## INSTRUCTION
Reproduce the listing below in full and without alteration, apart from its pictures.

## SOURCE DATA
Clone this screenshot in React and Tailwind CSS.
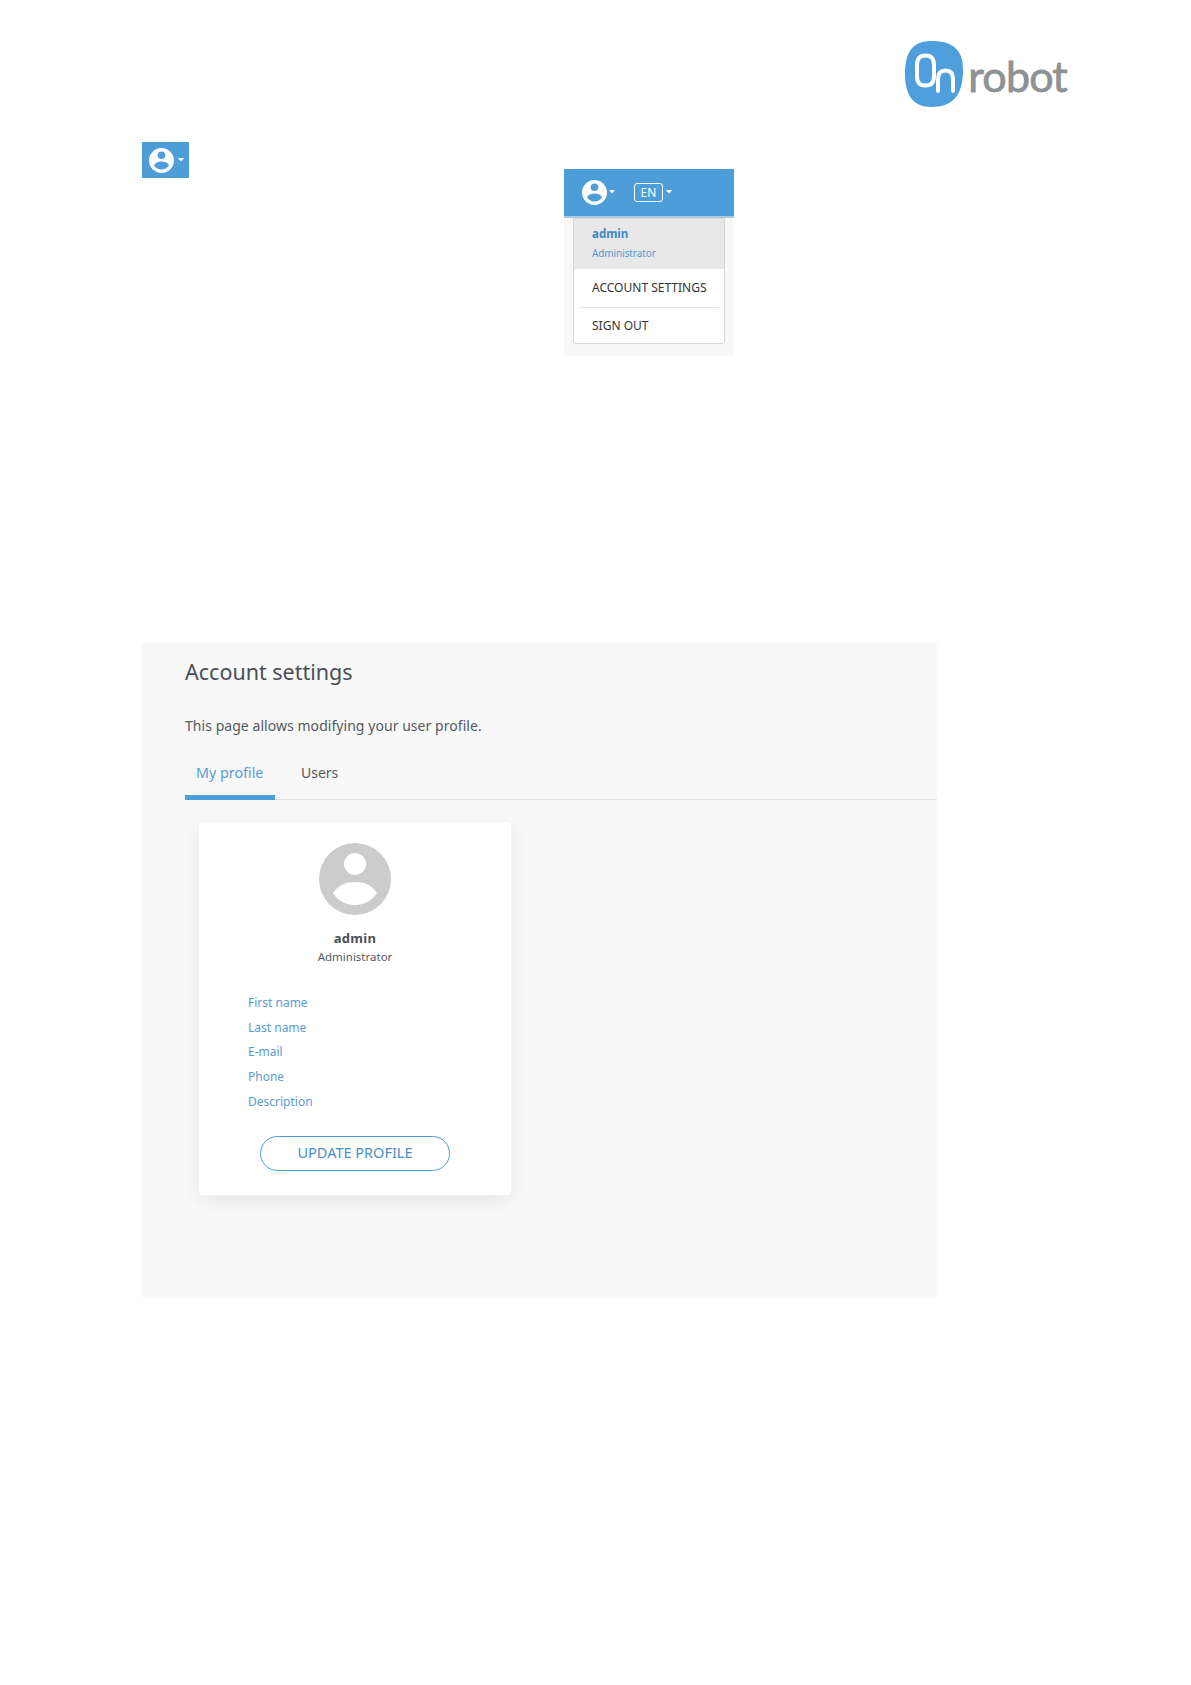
function UserGlyph({ className, disc, cut }) {
  return (
    <svg viewBox="0 0 72 72" className={className}>
      <circle cx="36" cy="36" r="36" fill={disc} />
      <circle cx="36" cy="21" r="11" fill={cut} />
      <path d="M14 50 C19 42 27 39 36 39 C45 39 53 42 58 50 C53 58 45 62 36 62 C27 62 19 58 14 50 Z" fill={cut} />
    </svg>
  );
}

function Caret({ className }) {
  return (
    <svg viewBox="0 0 6 4" className={className}>
      <path d="M0 0 H6 L3 3.5 Z" fill="#ffffff" />
    </svg>
  );
}

function Logo() {
  return (
    <div className="flex items-center">
      <svg viewBox="0 0 58 66" className="w-[58px] h-[66px]">
        <path d="M27 0 C47 0 58 8 58 29 C58 54 48 66 26 66 C8 66 0 54 0 33 C0 10 8 0 27 0 Z" fill="#4f9fdc" />
        <path d="M12 24 C12 17 15 14.5 20.5 14.5 C26 14.5 29 17 29 24 V35 C29 42 26 44.5 20.5 44.5 C15 44.5 12 42 12 35 Z" fill="none" stroke="#ffffff" strokeWidth="4" />
        <path d="M33 50 V38 C33 32 36 29.5 40.5 29.5 C45 29.5 48 32 48 38 V50" fill="none" stroke="#ffffff" strokeWidth="4" strokeLinecap="round" />
      </svg>
      <span className="ml-[5px] mr-[1px] mt-[2px] font-['Lato',sans-serif] text-[43px] leading-none text-[#8d9295] tracking-[-0.8px] [-webkit-text-stroke:0.8px_#8d9295]">robot</span>
    </div>
  );
}

function DropdownShot() {
  return (
    <div className="w-[170px] h-[187px] bg-[#f8f8f8] ml-[375px] mt-[27px]">
      <div className="h-[49px] bg-[#4d9dd9] flex items-center pl-[18px] pb-[1px] border-b-2 border-[#a9c9e2]">
        <UserGlyph className="w-[25px] h-[25px]" disc="#ffffff" cut="#4d9dd9" />
        <Caret className="w-[6px] h-[4px] ml-[2px]" />
        <span className="ml-[19px] w-[29px] h-[19px] border border-white rounded-[3px] text-white text-[12px] leading-[17px] text-center">EN</span>
        <Caret className="w-[6px] h-[4px] ml-[3px]" />
      </div>
      <div className="ml-[9px] w-[152px] h-[126px] bg-white border border-[#d5d5d5] rounded-b-[3px] flex flex-col">
        <div className="h-[50px] bg-[#e8e8e8] pl-[18px] pt-[7px]">
          <div className="text-[11.5px] leading-[16px] font-bold text-[#3f86c2]">admin</div>
          <div className="text-[10px] leading-[14px] mt-[4px] tracking-[-0.1px] text-[#5b98cf]">Administrator</div>
        </div>
        <div className="h-[38px] pl-[18px] flex items-center text-[12px] text-[#333333]">ACCOUNT SETTINGS</div>
        <div className="mx-[5px] border-t border-[#e5e5e5]" />
        <div className="flex-1 pl-[18px] flex items-center text-[12px] text-[#333333]">SIGN OUT</div>
      </div>
    </div>
  );
}

function Card() {
  const fields = ["First name", "Last name", "E-mail", "Phone", "Description"];
  return (
    <div className="ml-[57px] mt-[22px] w-[312px] h-[373px] bg-white rounded-[4px] shadow-[0_5px_18px_rgba(0,0,0,0.07)] flex flex-col items-center pt-[21px]">
      <UserGlyph className="w-[72px] h-[72px]" disc="#cccccc" cut="#ffffff" />
      <div className="mt-[14px] text-[13px] leading-[18px] font-bold tracking-[0.3px] text-[#4a4f54]">admin</div>
      <div className="mt-[1px] text-[11.5px] leading-[18px] text-[#54595e]">Administrator</div>
      <div className="self-start pl-[49px] mt-[28px] flex flex-col gap-[6.7px]">
        {fields.map((f) => (
          <div key={f} className="text-[12px] leading-[18px] text-[#5b9bd1]">{f}</div>
        ))}
      </div>
      <button className="mt-[25px] w-[190px] h-[35px] rounded-full border border-[#4d9dd9] text-[14.5px] text-[#4a8fc9]">UPDATE PROFILE</button>
    </div>
  );
}

export default function App() {
  return (
    <div className="w-[1191px] min-h-[1685px] bg-white font-['Noto_Sans',sans-serif] flow-root">
      <div className="flex justify-end pt-[41px] pr-[123px]">
        <Logo />
      </div>
      <div className="flex items-start pl-[142px] mt-[35px]">
        <div className="w-[47px] h-[36px] bg-[#4d9dd9] flex items-center pl-[7px]">
          <UserGlyph className="w-[25px] h-[25px]" disc="#ffffff" cut="#4d9dd9" />
          <Caret className="w-[6px] h-[4px] ml-[4px]" />
        </div>
        <DropdownShot />
      </div>
      <div className="ml-[142px] mt-[287px] w-[795px] h-[656px] bg-[#f8f8f8] rounded-[3px] flow-root">
        <div className="pl-[43px] pt-[12px]">
          <h1 className="text-[21.5px] leading-[34px] text-[#4a4f54]">Account settings</h1>
          <p className="mt-[27px] text-[14px] leading-[20px] tracking-[0.05px] text-[#54595e]">This page allows modifying your user profile.</p>
        </div>
        <div className="ml-[43px] mt-[26px] flex border-b border-[#e3e3e3] h-[38px]">
          <div className="w-[90px] h-[38px] border-b-[5px] border-[#4d9dd9] pl-[11px] text-[14.3px] leading-[22px] text-[#5b9bd1]">My profile</div>
          <div className="ml-[26px] text-[14px] leading-[22px] text-[#54595e]">Users</div>
        </div>
        <Card />
      </div>
    </div>
  );
}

## ANSWER
Clone this screenshot in React and Tailwind CSS.
function UserGlyph({ className, disc, cut }) {
  return (
    <svg viewBox="0 0 72 72" className={className}>
      <circle cx="36" cy="36" r="36" fill={disc} />
      <circle cx="36" cy="21" r="11" fill={cut} />
      <path d="M14 50 C19 42 27 39 36 39 C45 39 53 42 58 50 C53 58 45 62 36 62 C27 62 19 58 14 50 Z" fill={cut} />
    </svg>
  );
}

function Caret({ className }) {
  return (
    <svg viewBox="0 0 6 4" className={className}>
      <path d="M0 0 H6 L3 3.5 Z" fill="#ffffff" />
    </svg>
  );
}

function Logo() {
  return (
    <div className="flex items-center">
      <svg viewBox="0 0 58 66" className="w-[58px] h-[66px]">
        <path d="M27 0 C47 0 58 8 58 29 C58 54 48 66 26 66 C8 66 0 54 0 33 C0 10 8 0 27 0 Z" fill="#4f9fdc" />
        <path d="M12 24 C12 17 15 14.5 20.5 14.5 C26 14.5 29 17 29 24 V35 C29 42 26 44.5 20.5 44.5 C15 44.5 12 42 12 35 Z" fill="none" stroke="#ffffff" strokeWidth="4" />
        <path d="M33 50 V38 C33 32 36 29.5 40.5 29.5 C45 29.5 48 32 48 38 V50" fill="none" stroke="#ffffff" strokeWidth="4" strokeLinecap="round" />
      </svg>
      <span className="ml-[5px] mr-[1px] mt-[2px] font-['Lato',sans-serif] text-[43px] leading-none text-[#8d9295] tracking-[-0.8px] [-webkit-text-stroke:0.8px_#8d9295]">robot</span>
    </div>
  );
}

function DropdownShot() {
  return (
    <div className="w-[170px] h-[187px] bg-[#f8f8f8] ml-[375px] mt-[27px]">
      <div className="h-[49px] bg-[#4d9dd9] flex items-center pl-[18px] pb-[1px] border-b-2 border-[#a9c9e2]">
        <UserGlyph className="w-[25px] h-[25px]" disc="#ffffff" cut="#4d9dd9" />
        <Caret className="w-[6px] h-[4px] ml-[2px]" />
        <span className="ml-[19px] w-[29px] h-[19px] border border-white rounded-[3px] text-white text-[12px] leading-[17px] text-center">EN</span>
        <Caret className="w-[6px] h-[4px] ml-[3px]" />
      </div>
      <div className="ml-[9px] w-[152px] h-[126px] bg-white border border-[#d5d5d5] rounded-b-[3px] flex flex-col">
        <div className="h-[50px] bg-[#e8e8e8] pl-[18px] pt-[7px]">
          <div className="text-[11.5px] leading-[16px] font-bold text-[#3f86c2]">admin</div>
          <div className="text-[10px] leading-[14px] mt-[4px] tracking-[-0.1px] text-[#5b98cf]">Administrator</div>
        </div>
        <div className="h-[38px] pl-[18px] flex items-center text-[12px] text-[#333333]">ACCOUNT SETTINGS</div>
        <div className="mx-[5px] border-t border-[#e5e5e5]" />
        <div className="flex-1 pl-[18px] flex items-center text-[12px] text-[#333333]">SIGN OUT</div>
      </div>
    </div>
  );
}

function Card() {
  const fields = ["First name", "Last name", "E-mail", "Phone", "Description"];
  return (
    <div className="ml-[57px] mt-[22px] w-[312px] h-[373px] bg-white rounded-[4px] shadow-[0_5px_18px_rgba(0,0,0,0.07)] flex flex-col items-center pt-[21px]">
      <UserGlyph className="w-[72px] h-[72px]" disc="#cccccc" cut="#ffffff" />
      <div className="mt-[14px] text-[13px] leading-[18px] font-bold tracking-[0.3px] text-[#4a4f54]">admin</div>
      <div className="mt-[1px] text-[11.5px] leading-[18px] text-[#54595e]">Administrator</div>
      <div className="self-start pl-[49px] mt-[28px] flex flex-col gap-[6.7px]">
        {fields.map((f) => (
          <div key={f} className="text-[12px] leading-[18px] text-[#5b9bd1]">{f}</div>
        ))}
      </div>
      <button className="mt-[25px] w-[190px] h-[35px] rounded-full border border-[#4d9dd9] text-[14.5px] text-[#4a8fc9]">UPDATE PROFILE</button>
    </div>
  );
}

export default function App() {
  return (
    <div className="w-[1191px] min-h-[1685px] bg-white font-['Noto_Sans',sans-serif] flow-root">
      <div className="flex justify-end pt-[41px] pr-[123px]">
        <Logo />
      </div>
      <div className="flex items-start pl-[142px] mt-[35px]">
        <div className="w-[47px] h-[36px] bg-[#4d9dd9] flex items-center pl-[7px]">
          <UserGlyph className="w-[25px] h-[25px]" disc="#ffffff" cut="#4d9dd9" />
          <Caret className="w-[6px] h-[4px] ml-[4px]" />
        </div>
        <DropdownShot />
      </div>
      <div className="ml-[142px] mt-[287px] w-[795px] h-[656px] bg-[#f8f8f8] rounded-[3px] flow-root">
        <div className="pl-[43px] pt-[12px]">
          <h1 className="text-[21.5px] leading-[34px] text-[#4a4f54]">Account settings</h1>
          <p className="mt-[27px] text-[14px] leading-[20px] tracking-[0.05px] text-[#54595e]">This page allows modifying your user profile.</p>
        </div>
        <div className="ml-[43px] mt-[26px] flex border-b border-[#e3e3e3] h-[38px]">
          <div className="w-[90px] h-[38px] border-b-[5px] border-[#4d9dd9] pl-[11px] text-[14.3px] leading-[22px] text-[#5b9bd1]">My profile</div>
          <div className="ml-[26px] text-[14px] leading-[22px] text-[#54595e]">Users</div>
        </div>
        <Card />
      </div>
    </div>
  );
}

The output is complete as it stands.